Two months later, that record fell.
"Since those million-ride months," she said, "we've been consistently in the 900,000-plus range."
Karalekas said the biggest obstacle to more people riding the bus is fear.
"You have to get past that initial fear, the fear of the unknown," she said.
Commissioner Rides Express Bus
That's where HART's travel buddy comes in, she said. A live person will accompany the first-time rider and even pay for the ride, someone who "will come to you, figure out your route, where your bus stop is and what time the bus comes and how to read bus schedule."
Information on the program is available on the HART Web site, www.hartline.org, or by calling (813) 254-4278, the service's customer service line.
Hillsborough County Commissioner Al Higginbotham has started taking an express bus into town from his Plant City home. Now, he said, he swears by it.
"Four weeks ago, I said, 'I'm not going to pay $60 for a tank of gas as often as I am,'" Higginbotham said.
"The veteran riders, well over half of them, came from somewhere in the country where there was a well-developed transit system. New riders are skeptical because of what they thought they would find on the bus. That's where they are sadly wrong."
'Stress-Free Way To Get To Work'
U.S attorney's office spokesman Steve Cole started riding the bus from Temple Terrace downtown about two years ago, when gas prices hit an earlier spike.
"I was paying $85 a month to park in the Poe garage," Cole said, "plus the driving back and forth, the gas."
When gas prices began to drop, he remained loyal to the bus.
"From day one," he said, "I loved it. What a lot of people don't realize, is along with the price of gas, you don't have to drive. You can chat with other people, read the newspaper, read a book or just zone out. You can sleep on the way in if you want.
"It's a very stress-free way to get to work."
Cole takes an express that makes three stops in Temple Terrace and then, "It's like a rocket into downtown."
He said that when he started, there were a dozen or so riders on the bus. Now there are as many as 35. All know each other because they ride every day. All work downtown. They signed a petition within the past week or so asking HART to provide a bigger bus.
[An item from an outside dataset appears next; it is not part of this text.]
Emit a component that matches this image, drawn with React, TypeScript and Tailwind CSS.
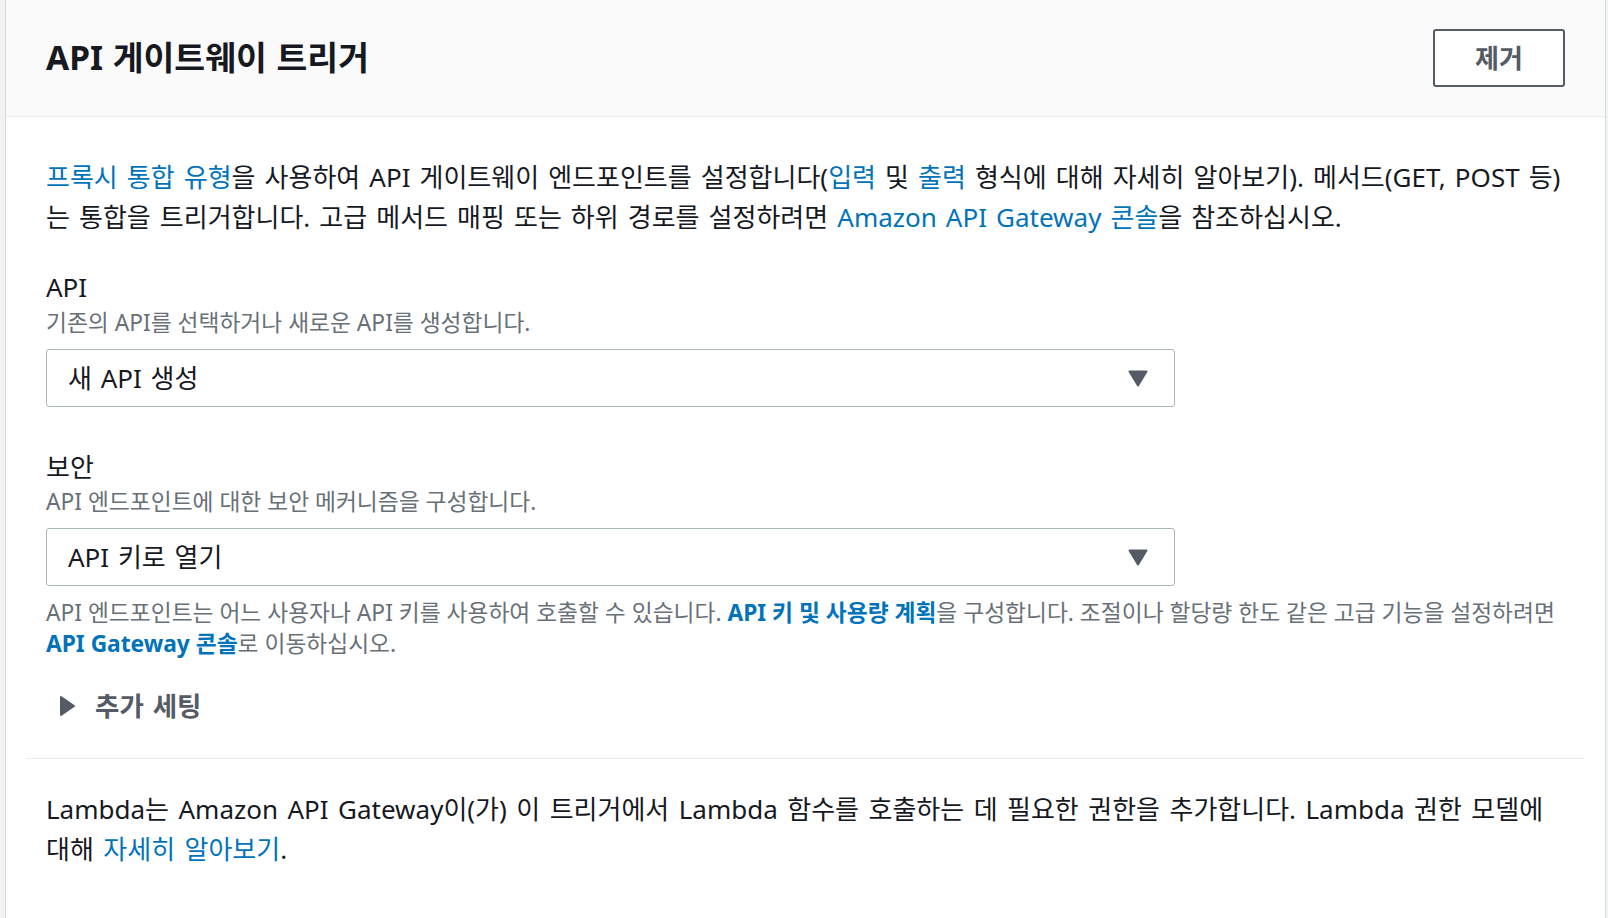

"I would say that within the past couple of weeks, every third day or so, somebody new comes aboard. It's not right for everybody, but I'm thrilled with it and you see that from a lot of people. It's not a chore to ride the bus. It really isn't."
Daily commuters taking the bus to and from work are a growing portion of the market.
Natalia Cerrito, who lives in Wesley Chapel and takes the bus every day to work downtown, said she rides for the convenience and savings, working on her laptop for most of the hourlong trip. Five of HART's commuter buses are equipped with free wireless Internet availability.
"I would pay $400 a month in gas and parking fees," she said. "So, I'm saving a good amount."